Similar to the advance from black and white to color printing, a Washington State University research team for the first time has used 3D printing technology in a one-step process to print structures made of two different materials.
The advance could potentially help manufacturers reduce manufacturing steps and use one machine to make complex products with multiple parts in one operation. Until now, 3D printing has been limited to using mostly one material at a time.
Led by Amit Bandyopadhyay, Herman and Brita Lindholm Endowed Chair Professor in the School of Mechanical and Materials Engineering, the researchers used 3D printing technology to print out metal and ceramic structures as well as a bimetallic tube that is magnetic in one end and nonmagnetic in the other.
Three-dimensional printing has changed the landscapes of many industrial practices and has significantly influenced product design protocols. Anyone who wants a custom part can design it on a computer and then simply print it out.
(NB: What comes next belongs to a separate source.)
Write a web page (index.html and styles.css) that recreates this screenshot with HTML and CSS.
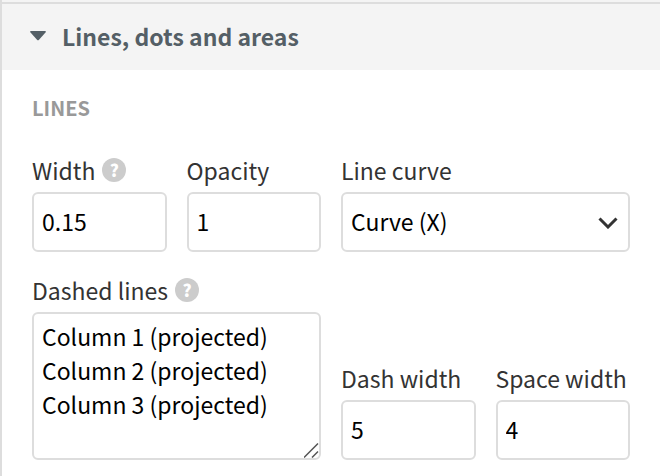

However, manufacturers can only put one material into a printer to print out parts. By being able to use more than one material at a time, they will be able to better control properties like heat conduction, corrosion protection, as well as environmental adaptation in their materials.
“This is a step towards the next level of manufacturing and the next generation of design, validation, optimization and manufacturing using 3D printing,” said Bandyopadhyay.
With adoption of multimaterial, 3D printing, manufacturers also won’t need to use the adhesives or joint connections that are now required for creating multimaterial products.
“You could be joining two very strong materials together, but their connection will only be as strong as their adhesive,” said Bandyopadhyay. “Multimaterial, additive manufacturing helps get rid of the weak point.”
The researchers, including graduate students Bryan Heer and Bonny Onuike, used a laser-based 3D printer to join the materials in a single step, printing out a nickel-chromium and copper structure.
Inconel 718 is a nickel-chromium alloy used in liquid-fueled rockets and for sheet metal parts for airplane engines. The material is able to withstand high temperatures well, but it cools very slowly. When the researchers added the copper in the 3D printing process, the part could be cooled 250 percent faster, meaning a longer life and higher fuel efficiency for airplane engines.
“Multimaterial additive manufacturing has opened the doors to so many different possible creations,” said Bandyopadhyay. “It has allowed us to be bolder and be more creative.”
Working with graduate students Tom Gualtieri and Yanning Zhang, the researchers also printed metal-ceramic material in one operation.
“This allows us to vary the composition and add functionality to a product during 3D printing that is traditionally very difficult to achieve,” he said. “And we can do this in a single process with a single machine.”
The research was funded by Joint Center for Aerospace Technology Innovation, the National Science Foundation, and NASA’s Marshall Space Flight Center.